- _What you are asked to do_
Reproduce the listing below in its entirety. Change nothing.

-----

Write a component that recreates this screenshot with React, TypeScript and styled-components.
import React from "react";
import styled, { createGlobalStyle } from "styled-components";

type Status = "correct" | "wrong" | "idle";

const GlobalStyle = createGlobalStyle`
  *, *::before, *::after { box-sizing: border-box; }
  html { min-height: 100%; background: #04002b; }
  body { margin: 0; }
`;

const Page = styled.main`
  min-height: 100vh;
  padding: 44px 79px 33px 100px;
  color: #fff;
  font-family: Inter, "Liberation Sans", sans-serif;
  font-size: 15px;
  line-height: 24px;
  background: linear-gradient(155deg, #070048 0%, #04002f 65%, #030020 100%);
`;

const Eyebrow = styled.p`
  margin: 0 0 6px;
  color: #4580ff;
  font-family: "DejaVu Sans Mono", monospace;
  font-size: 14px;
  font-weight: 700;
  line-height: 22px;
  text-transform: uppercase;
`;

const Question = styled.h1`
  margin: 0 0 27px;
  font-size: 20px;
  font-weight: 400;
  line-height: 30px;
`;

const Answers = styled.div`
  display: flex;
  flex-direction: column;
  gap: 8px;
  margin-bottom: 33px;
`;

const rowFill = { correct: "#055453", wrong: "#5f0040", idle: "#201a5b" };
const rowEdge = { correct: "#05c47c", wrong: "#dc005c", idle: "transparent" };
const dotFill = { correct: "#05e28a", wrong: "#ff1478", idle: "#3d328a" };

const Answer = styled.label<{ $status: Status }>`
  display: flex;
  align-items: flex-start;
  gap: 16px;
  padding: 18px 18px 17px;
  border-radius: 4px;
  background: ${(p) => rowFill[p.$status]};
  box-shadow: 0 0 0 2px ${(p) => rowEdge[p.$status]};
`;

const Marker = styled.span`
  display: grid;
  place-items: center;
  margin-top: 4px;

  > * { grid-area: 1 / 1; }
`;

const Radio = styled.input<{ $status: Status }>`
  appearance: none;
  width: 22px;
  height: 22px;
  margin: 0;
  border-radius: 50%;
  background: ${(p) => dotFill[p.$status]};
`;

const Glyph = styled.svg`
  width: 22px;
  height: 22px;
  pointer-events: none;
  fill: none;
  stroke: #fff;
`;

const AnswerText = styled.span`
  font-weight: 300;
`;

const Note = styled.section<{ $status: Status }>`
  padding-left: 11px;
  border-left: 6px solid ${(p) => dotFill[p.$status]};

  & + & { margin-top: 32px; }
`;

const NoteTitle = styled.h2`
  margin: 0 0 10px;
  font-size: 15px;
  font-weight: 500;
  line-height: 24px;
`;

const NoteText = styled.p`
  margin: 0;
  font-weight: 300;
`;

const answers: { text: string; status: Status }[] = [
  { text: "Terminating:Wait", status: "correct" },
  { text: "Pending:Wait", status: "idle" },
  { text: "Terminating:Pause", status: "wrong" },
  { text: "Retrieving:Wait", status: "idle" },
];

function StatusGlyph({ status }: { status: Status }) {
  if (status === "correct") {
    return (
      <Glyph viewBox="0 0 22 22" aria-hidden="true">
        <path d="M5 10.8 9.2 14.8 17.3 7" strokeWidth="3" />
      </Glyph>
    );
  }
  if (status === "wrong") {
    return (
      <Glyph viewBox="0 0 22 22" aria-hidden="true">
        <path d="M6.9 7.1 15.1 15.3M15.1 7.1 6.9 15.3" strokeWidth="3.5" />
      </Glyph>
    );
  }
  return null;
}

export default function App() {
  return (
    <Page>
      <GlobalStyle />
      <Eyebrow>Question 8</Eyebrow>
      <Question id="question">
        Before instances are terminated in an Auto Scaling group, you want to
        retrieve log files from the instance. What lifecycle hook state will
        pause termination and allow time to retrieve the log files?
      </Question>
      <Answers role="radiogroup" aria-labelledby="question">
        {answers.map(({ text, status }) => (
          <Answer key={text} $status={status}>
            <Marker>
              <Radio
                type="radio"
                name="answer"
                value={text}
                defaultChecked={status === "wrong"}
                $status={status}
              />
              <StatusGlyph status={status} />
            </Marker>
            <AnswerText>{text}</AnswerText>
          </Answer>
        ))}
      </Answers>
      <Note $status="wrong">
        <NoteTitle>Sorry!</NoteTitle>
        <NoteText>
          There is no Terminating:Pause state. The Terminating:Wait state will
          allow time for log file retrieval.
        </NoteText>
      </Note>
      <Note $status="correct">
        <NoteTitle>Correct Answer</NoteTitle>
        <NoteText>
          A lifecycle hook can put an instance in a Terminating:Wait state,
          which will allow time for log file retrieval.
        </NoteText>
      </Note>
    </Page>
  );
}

-----

- _Solution_
Write a component that recreates this screenshot with React, TypeScript and styled-components.
import React from "react";
import styled, { createGlobalStyle } from "styled-components";

type Status = "correct" | "wrong" | "idle";

const GlobalStyle = createGlobalStyle`
  *, *::before, *::after { box-sizing: border-box; }
  html { min-height: 100%; background: #04002b; }
  body { margin: 0; }
`;

const Page = styled.main`
  min-height: 100vh;
  padding: 44px 79px 33px 100px;
  color: #fff;
  font-family: Inter, "Liberation Sans", sans-serif;
  font-size: 15px;
  line-height: 24px;
  background: linear-gradient(155deg, #070048 0%, #04002f 65%, #030020 100%);
`;

const Eyebrow = styled.p`
  margin: 0 0 6px;
  color: #4580ff;
  font-family: "DejaVu Sans Mono", monospace;
  font-size: 14px;
  font-weight: 700;
  line-height: 22px;
  text-transform: uppercase;
`;

const Question = styled.h1`
  margin: 0 0 27px;
  font-size: 20px;
  font-weight: 400;
  line-height: 30px;
`;

const Answers = styled.div`
  display: flex;
  flex-direction: column;
  gap: 8px;
  margin-bottom: 33px;
`;

const rowFill = { correct: "#055453", wrong: "#5f0040", idle: "#201a5b" };
const rowEdge = { correct: "#05c47c", wrong: "#dc005c", idle: "transparent" };
const dotFill = { correct: "#05e28a", wrong: "#ff1478", idle: "#3d328a" };

const Answer = styled.label<{ $status: Status }>`
  display: flex;
  align-items: flex-start;
  gap: 16px;
  padding: 18px 18px 17px;
  border-radius: 4px;
  background: ${(p) => rowFill[p.$status]};
  box-shadow: 0 0 0 2px ${(p) => rowEdge[p.$status]};
`;

const Marker = styled.span`
  display: grid;
  place-items: center;
  margin-top: 4px;

  > * { grid-area: 1 / 1; }
`;

const Radio = styled.input<{ $status: Status }>`
  appearance: none;
  width: 22px;
  height: 22px;
  margin: 0;
  border-radius: 50%;
  background: ${(p) => dotFill[p.$status]};
`;

const Glyph = styled.svg`
  width: 22px;
  height: 22px;
  pointer-events: none;
  fill: none;
  stroke: #fff;
`;

const AnswerText = styled.span`
  font-weight: 300;
`;

const Note = styled.section<{ $status: Status }>`
  padding-left: 11px;
  border-left: 6px solid ${(p) => dotFill[p.$status]};

  & + & { margin-top: 32px; }
`;

const NoteTitle = styled.h2`
  margin: 0 0 10px;
  font-size: 15px;
  font-weight: 500;
  line-height: 24px;
`;

const NoteText = styled.p`
  margin: 0;
  font-weight: 300;
`;

const answers: { text: string; status: Status }[] = [
  { text: "Terminating:Wait", status: "correct" },
  { text: "Pending:Wait", status: "idle" },
  { text: "Terminating:Pause", status: "wrong" },
  { text: "Retrieving:Wait", status: "idle" },
];

function StatusGlyph({ status }: { status: Status }) {
  if (status === "correct") {
    return (
      <Glyph viewBox="0 0 22 22" aria-hidden="true">
        <path d="M5 10.8 9.2 14.8 17.3 7" strokeWidth="3" />
      </Glyph>
    );
  }
  if (status === "wrong") {
    return (
      <Glyph viewBox="0 0 22 22" aria-hidden="true">
        <path d="M6.9 7.1 15.1 15.3M15.1 7.1 6.9 15.3" strokeWidth="3.5" />
      </Glyph>
    );
  }
  return null;
}

export default function App() {
  return (
    <Page>
      <GlobalStyle />
      <Eyebrow>Question 8</Eyebrow>
      <Question id="question">
        Before instances are terminated in an Auto Scaling group, you want to
        retrieve log files from the instance. What lifecycle hook state will
        pause termination and allow time to retrieve the log files?
      </Question>
      <Answers role="radiogroup" aria-labelledby="question">
        {answers.map(({ text, status }) => (
          <Answer key={text} $status={status}>
            <Marker>
              <Radio
                type="radio"
                name="answer"
                value={text}
                defaultChecked={status === "wrong"}
                $status={status}
              />
              <StatusGlyph status={status} />
            </Marker>
            <AnswerText>{text}</AnswerText>
          </Answer>
        ))}
      </Answers>
      <Note $status="wrong">
        <NoteTitle>Sorry!</NoteTitle>
        <NoteText>
          There is no Terminating:Pause state. The Terminating:Wait state will
          allow time for log file retrieval.
        </NoteText>
      </Note>
      <Note $status="correct">
        <NoteTitle>Correct Answer</NoteTitle>
        <NoteText>
          A lifecycle hook can put an instance in a Terminating:Wait state,
          which will allow time for log file retrieval.
        </NoteText>
      </Note>
    </Page>
  );
}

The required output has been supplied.